◆ **WHAT THE TASK ASKS**: Repeat the listing exactly as given, omitting every image.

◆ **SUPPLIED INFORMATION**:

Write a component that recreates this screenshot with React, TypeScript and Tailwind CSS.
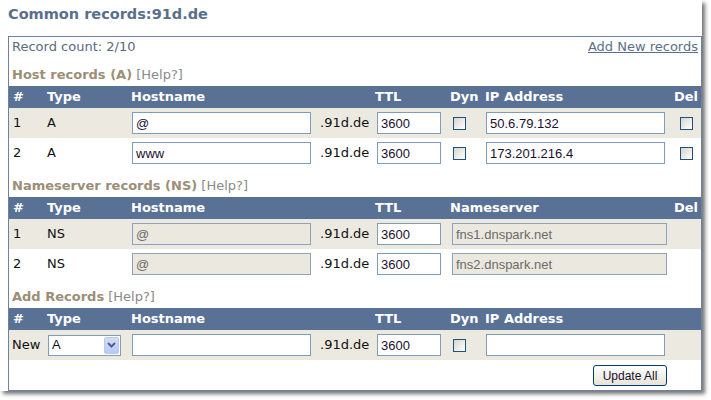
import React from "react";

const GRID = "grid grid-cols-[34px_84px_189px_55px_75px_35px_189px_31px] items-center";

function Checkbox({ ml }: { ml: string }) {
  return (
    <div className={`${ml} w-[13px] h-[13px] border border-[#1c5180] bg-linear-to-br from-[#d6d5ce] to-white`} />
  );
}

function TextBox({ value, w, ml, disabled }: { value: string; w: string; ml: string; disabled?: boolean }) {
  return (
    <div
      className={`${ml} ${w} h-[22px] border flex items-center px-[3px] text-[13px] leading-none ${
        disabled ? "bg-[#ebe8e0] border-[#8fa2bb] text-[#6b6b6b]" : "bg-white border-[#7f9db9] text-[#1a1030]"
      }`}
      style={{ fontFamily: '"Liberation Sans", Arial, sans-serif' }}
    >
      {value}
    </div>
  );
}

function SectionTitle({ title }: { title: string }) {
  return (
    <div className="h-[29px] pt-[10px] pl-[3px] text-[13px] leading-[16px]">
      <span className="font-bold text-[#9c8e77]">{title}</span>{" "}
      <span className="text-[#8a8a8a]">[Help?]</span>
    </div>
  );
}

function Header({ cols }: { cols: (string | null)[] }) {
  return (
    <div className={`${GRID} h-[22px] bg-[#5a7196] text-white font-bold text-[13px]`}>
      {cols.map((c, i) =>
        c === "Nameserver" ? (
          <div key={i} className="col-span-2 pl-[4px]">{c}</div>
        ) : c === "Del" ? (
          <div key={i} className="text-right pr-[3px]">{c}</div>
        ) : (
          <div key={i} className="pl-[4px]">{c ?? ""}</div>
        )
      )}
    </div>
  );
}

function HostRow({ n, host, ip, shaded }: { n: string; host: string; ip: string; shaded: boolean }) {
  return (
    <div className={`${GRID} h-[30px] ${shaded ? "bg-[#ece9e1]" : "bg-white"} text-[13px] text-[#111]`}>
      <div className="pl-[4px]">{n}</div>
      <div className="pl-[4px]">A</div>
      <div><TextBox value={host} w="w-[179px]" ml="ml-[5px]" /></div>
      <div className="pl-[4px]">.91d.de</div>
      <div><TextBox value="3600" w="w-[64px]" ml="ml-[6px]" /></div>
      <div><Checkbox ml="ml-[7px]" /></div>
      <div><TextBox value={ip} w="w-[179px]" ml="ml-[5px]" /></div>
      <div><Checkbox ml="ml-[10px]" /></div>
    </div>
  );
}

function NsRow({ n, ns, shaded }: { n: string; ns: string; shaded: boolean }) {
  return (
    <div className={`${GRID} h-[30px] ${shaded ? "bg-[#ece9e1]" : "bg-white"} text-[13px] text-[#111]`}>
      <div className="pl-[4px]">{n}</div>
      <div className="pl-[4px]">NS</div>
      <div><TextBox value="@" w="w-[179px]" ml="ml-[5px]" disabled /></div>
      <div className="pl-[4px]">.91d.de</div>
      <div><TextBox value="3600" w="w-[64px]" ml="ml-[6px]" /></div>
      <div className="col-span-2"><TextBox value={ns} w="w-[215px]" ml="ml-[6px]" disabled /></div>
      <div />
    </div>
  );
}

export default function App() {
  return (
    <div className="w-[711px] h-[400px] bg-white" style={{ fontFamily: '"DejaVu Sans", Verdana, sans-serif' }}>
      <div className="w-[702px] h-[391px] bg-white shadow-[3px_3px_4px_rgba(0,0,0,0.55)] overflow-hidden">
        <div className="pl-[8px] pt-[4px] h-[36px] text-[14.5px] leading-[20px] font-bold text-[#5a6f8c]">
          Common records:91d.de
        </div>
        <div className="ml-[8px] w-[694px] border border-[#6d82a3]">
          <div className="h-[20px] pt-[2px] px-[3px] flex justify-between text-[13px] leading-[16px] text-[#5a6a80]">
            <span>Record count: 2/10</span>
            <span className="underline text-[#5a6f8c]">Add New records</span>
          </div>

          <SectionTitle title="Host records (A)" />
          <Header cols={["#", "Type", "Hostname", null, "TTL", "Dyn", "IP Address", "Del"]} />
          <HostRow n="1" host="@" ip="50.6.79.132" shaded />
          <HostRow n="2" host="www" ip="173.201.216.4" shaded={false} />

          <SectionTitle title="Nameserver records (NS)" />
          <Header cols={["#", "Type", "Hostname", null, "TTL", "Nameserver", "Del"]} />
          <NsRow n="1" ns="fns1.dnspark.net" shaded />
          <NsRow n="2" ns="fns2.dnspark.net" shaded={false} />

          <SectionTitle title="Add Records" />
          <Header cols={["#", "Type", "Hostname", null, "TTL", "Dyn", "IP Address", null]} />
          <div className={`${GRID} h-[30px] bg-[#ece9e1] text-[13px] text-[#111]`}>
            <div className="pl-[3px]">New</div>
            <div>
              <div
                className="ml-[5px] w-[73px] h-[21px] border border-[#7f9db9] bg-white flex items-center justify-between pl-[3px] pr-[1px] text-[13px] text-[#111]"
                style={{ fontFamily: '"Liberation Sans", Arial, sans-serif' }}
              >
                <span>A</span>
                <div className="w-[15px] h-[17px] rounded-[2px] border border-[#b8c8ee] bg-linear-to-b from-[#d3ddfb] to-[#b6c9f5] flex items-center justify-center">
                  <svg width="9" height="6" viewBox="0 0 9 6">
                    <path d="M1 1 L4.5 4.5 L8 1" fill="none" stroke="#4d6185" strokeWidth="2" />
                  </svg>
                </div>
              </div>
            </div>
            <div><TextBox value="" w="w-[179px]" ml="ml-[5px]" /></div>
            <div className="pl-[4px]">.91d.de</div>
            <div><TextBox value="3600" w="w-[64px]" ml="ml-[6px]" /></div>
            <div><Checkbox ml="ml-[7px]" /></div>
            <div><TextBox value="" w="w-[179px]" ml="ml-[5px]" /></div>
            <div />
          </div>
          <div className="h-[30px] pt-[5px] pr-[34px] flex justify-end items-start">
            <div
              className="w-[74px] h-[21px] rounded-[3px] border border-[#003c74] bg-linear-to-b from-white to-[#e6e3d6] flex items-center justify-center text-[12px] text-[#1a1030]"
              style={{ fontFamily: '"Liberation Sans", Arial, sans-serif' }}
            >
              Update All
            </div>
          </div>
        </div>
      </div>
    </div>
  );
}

◆ **RESULT**:
Write a component that recreates this screenshot with React, TypeScript and Tailwind CSS.
import React from "react";

const GRID = "grid grid-cols-[34px_84px_189px_55px_75px_35px_189px_31px] items-center";

function Checkbox({ ml }: { ml: string }) {
  return (
    <div className={`${ml} w-[13px] h-[13px] border border-[#1c5180] bg-linear-to-br from-[#d6d5ce] to-white`} />
  );
}

function TextBox({ value, w, ml, disabled }: { value: string; w: string; ml: string; disabled?: boolean }) {
  return (
    <div
      className={`${ml} ${w} h-[22px] border flex items-center px-[3px] text-[13px] leading-none ${
        disabled ? "bg-[#ebe8e0] border-[#8fa2bb] text-[#6b6b6b]" : "bg-white border-[#7f9db9] text-[#1a1030]"
      }`}
      style={{ fontFamily: '"Liberation Sans", Arial, sans-serif' }}
    >
      {value}
    </div>
  );
}

function SectionTitle({ title }: { title: string }) {
  return (
    <div className="h-[29px] pt-[10px] pl-[3px] text-[13px] leading-[16px]">
      <span className="font-bold text-[#9c8e77]">{title}</span>{" "}
      <span className="text-[#8a8a8a]">[Help?]</span>
    </div>
  );
}

function Header({ cols }: { cols: (string | null)[] }) {
  return (
    <div className={`${GRID} h-[22px] bg-[#5a7196] text-white font-bold text-[13px]`}>
      {cols.map((c, i) =>
        c === "Nameserver" ? (
          <div key={i} className="col-span-2 pl-[4px]">{c}</div>
        ) : c === "Del" ? (
          <div key={i} className="text-right pr-[3px]">{c}</div>
        ) : (
          <div key={i} className="pl-[4px]">{c ?? ""}</div>
        )
      )}
    </div>
  );
}

function HostRow({ n, host, ip, shaded }: { n: string; host: string; ip: string; shaded: boolean }) {
  return (
    <div className={`${GRID} h-[30px] ${shaded ? "bg-[#ece9e1]" : "bg-white"} text-[13px] text-[#111]`}>
      <div className="pl-[4px]">{n}</div>
      <div className="pl-[4px]">A</div>
      <div><TextBox value={host} w="w-[179px]" ml="ml-[5px]" /></div>
      <div className="pl-[4px]">.91d.de</div>
      <div><TextBox value="3600" w="w-[64px]" ml="ml-[6px]" /></div>
      <div><Checkbox ml="ml-[7px]" /></div>
      <div><TextBox value={ip} w="w-[179px]" ml="ml-[5px]" /></div>
      <div><Checkbox ml="ml-[10px]" /></div>
    </div>
  );
}

function NsRow({ n, ns, shaded }: { n: string; ns: string; shaded: boolean }) {
  return (
    <div className={`${GRID} h-[30px] ${shaded ? "bg-[#ece9e1]" : "bg-white"} text-[13px] text-[#111]`}>
      <div className="pl-[4px]">{n}</div>
      <div className="pl-[4px]">NS</div>
      <div><TextBox value="@" w="w-[179px]" ml="ml-[5px]" disabled /></div>
      <div className="pl-[4px]">.91d.de</div>
      <div><TextBox value="3600" w="w-[64px]" ml="ml-[6px]" /></div>
      <div className="col-span-2"><TextBox value={ns} w="w-[215px]" ml="ml-[6px]" disabled /></div>
      <div />
    </div>
  );
}

export default function App() {
  return (
    <div className="w-[711px] h-[400px] bg-white" style={{ fontFamily: '"DejaVu Sans", Verdana, sans-serif' }}>
      <div className="w-[702px] h-[391px] bg-white shadow-[3px_3px_4px_rgba(0,0,0,0.55)] overflow-hidden">
        <div className="pl-[8px] pt-[4px] h-[36px] text-[14.5px] leading-[20px] font-bold text-[#5a6f8c]">
          Common records:91d.de
        </div>
        <div className="ml-[8px] w-[694px] border border-[#6d82a3]">
          <div className="h-[20px] pt-[2px] px-[3px] flex justify-between text-[13px] leading-[16px] text-[#5a6a80]">
            <span>Record count: 2/10</span>
            <span className="underline text-[#5a6f8c]">Add New records</span>
          </div>

          <SectionTitle title="Host records (A)" />
          <Header cols={["#", "Type", "Hostname", null, "TTL", "Dyn", "IP Address", "Del"]} />
          <HostRow n="1" host="@" ip="50.6.79.132" shaded />
          <HostRow n="2" host="www" ip="173.201.216.4" shaded={false} />

          <SectionTitle title="Nameserver records (NS)" />
          <Header cols={["#", "Type", "Hostname", null, "TTL", "Nameserver", "Del"]} />
          <NsRow n="1" ns="fns1.dnspark.net" shaded />
          <NsRow n="2" ns="fns2.dnspark.net" shaded={false} />

          <SectionTitle title="Add Records" />
          <Header cols={["#", "Type", "Hostname", null, "TTL", "Dyn", "IP Address", null]} />
          <div className={`${GRID} h-[30px] bg-[#ece9e1] text-[13px] text-[#111]`}>
            <div className="pl-[3px]">New</div>
            <div>
              <div
                className="ml-[5px] w-[73px] h-[21px] border border-[#7f9db9] bg-white flex items-center justify-between pl-[3px] pr-[1px] text-[13px] text-[#111]"
                style={{ fontFamily: '"Liberation Sans", Arial, sans-serif' }}
              >
                <span>A</span>
                <div className="w-[15px] h-[17px] rounded-[2px] border border-[#b8c8ee] bg-linear-to-b from-[#d3ddfb] to-[#b6c9f5] flex items-center justify-center">
                  <svg width="9" height="6" viewBox="0 0 9 6">
                    <path d="M1 1 L4.5 4.5 L8 1" fill="none" stroke="#4d6185" strokeWidth="2" />
                  </svg>
                </div>
              </div>
            </div>
            <div><TextBox value="" w="w-[179px]" ml="ml-[5px]" /></div>
            <div className="pl-[4px]">.91d.de</div>
            <div><TextBox value="3600" w="w-[64px]" ml="ml-[6px]" /></div>
            <div><Checkbox ml="ml-[7px]" /></div>
            <div><TextBox value="" w="w-[179px]" ml="ml-[5px]" /></div>
            <div />
          </div>
          <div className="h-[30px] pt-[5px] pr-[34px] flex justify-end items-start">
            <div
              className="w-[74px] h-[21px] rounded-[3px] border border-[#003c74] bg-linear-to-b from-white to-[#e6e3d6] flex items-center justify-center text-[12px] text-[#1a1030]"
              style={{ fontFamily: '"Liberation Sans", Arial, sans-serif' }}
            >
              Update All
            </div>
          </div>
        </div>
      </div>
    </div>
  );
}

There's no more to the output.